According to Payscale, the average reliability engineer salary is $117,264 per year. The U.S. Bureau of Labor Statistics doesn’t provide specific job outlook projections for professionals. However, it predicts network architects, which includes reliability engineers, to grow 5 percent by 2029.
Certifications and Training
Reliability engineers must pursue specialized training to work with complex pieces of equipment. Most companies require a bachelor’s degree in engineering and entry-level experience for employment.
However, some technical institutes also provide apprenticeship programs that give candidates adequate training. Depending on the industry and organization, the specific maintenance and operational knowledge required will vary. Additionally, licensing requirements vary from state to state.
The most popular training and certification programs for the positions include:
- Certified Reliability Engineer (CRE): Offered by the American Society for Quality (ASQ), CRE certification is awarded to reliability engineers who have demonstrated technical knowledge in the discipline. CRE is an exam-based program that tests one’s knowledge of numerical and analytical concepts of reliability engineering.
- Certified Maintenance & Reliability Professional (CMRP): The Society for Maintenance and Reliability Professionals (SMRP) offers this certification to test management and leadership skills along with practical knowledge.

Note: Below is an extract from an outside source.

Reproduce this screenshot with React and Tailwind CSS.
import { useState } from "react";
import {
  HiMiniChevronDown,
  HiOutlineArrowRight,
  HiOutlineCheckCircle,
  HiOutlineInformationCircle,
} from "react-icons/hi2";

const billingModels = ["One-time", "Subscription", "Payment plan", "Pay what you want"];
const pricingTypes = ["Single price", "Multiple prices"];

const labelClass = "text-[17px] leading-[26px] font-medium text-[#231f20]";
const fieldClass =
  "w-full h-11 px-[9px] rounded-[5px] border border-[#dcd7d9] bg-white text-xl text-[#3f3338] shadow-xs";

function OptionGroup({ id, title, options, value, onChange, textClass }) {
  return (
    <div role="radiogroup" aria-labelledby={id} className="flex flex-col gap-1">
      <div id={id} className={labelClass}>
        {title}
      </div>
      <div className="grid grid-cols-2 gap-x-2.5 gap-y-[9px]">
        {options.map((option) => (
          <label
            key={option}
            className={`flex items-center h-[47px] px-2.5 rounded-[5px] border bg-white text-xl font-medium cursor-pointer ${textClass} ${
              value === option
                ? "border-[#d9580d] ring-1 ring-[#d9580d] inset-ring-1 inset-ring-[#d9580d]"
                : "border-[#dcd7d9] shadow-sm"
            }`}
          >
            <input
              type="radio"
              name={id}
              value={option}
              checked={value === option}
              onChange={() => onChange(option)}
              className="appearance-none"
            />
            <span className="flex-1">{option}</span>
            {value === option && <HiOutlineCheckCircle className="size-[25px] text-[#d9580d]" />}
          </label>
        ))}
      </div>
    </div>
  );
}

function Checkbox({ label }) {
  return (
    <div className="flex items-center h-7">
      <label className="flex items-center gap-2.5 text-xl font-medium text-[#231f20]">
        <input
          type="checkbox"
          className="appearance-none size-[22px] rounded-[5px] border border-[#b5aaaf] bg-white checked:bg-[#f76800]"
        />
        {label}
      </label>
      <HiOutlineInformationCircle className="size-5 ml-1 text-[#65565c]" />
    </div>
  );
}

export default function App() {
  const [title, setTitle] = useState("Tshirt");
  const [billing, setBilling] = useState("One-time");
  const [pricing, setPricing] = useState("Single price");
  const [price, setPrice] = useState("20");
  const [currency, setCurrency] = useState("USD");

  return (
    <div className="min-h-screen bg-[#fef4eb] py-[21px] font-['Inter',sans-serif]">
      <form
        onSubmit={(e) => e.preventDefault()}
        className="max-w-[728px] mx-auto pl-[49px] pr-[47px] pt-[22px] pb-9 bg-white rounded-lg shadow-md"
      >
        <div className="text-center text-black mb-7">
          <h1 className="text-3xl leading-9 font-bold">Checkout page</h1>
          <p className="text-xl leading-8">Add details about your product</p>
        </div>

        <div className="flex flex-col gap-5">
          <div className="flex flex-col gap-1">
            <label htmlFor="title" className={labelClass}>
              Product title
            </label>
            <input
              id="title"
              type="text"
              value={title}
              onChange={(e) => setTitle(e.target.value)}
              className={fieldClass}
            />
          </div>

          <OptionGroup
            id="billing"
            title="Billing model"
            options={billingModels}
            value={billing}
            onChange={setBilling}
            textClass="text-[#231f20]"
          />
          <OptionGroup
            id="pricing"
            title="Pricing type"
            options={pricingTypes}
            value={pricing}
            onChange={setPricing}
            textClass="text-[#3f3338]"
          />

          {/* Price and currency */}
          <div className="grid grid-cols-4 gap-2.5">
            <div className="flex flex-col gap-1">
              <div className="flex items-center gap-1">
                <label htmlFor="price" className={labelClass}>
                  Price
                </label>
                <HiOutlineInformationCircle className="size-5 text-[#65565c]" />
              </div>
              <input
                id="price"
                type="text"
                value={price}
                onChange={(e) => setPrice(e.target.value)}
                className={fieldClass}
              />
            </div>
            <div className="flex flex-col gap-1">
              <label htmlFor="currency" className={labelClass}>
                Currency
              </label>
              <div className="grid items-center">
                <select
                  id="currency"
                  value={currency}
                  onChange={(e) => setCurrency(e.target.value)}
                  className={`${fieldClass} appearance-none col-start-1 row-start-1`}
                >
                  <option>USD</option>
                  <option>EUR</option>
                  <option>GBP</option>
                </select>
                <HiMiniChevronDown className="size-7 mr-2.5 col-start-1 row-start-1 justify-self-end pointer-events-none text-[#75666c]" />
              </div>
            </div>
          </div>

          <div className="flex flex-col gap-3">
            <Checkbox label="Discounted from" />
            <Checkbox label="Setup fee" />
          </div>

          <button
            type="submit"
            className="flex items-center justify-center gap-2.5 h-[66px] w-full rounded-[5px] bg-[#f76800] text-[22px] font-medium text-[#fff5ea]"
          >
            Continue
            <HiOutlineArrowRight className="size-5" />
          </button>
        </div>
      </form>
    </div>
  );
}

- Certified Reliability Leader (CRL): This certification is offered by the Association of Asset Management Professionals (AMP). The CRL focuses on the added components of social responsibility, economic prosperity, and environmental sustainability. The exam-based certification also tests the candidate’s knowledge of asset condition management, reliability leadership, maintenance, work execution management, and asset management.
Finally, other certifications such as Asset Reliability Practitioner offered by the Mobius Institute and lubrication and several oil analysis certifications provided by the International Council for Machinery Lubrication may also be appropriate.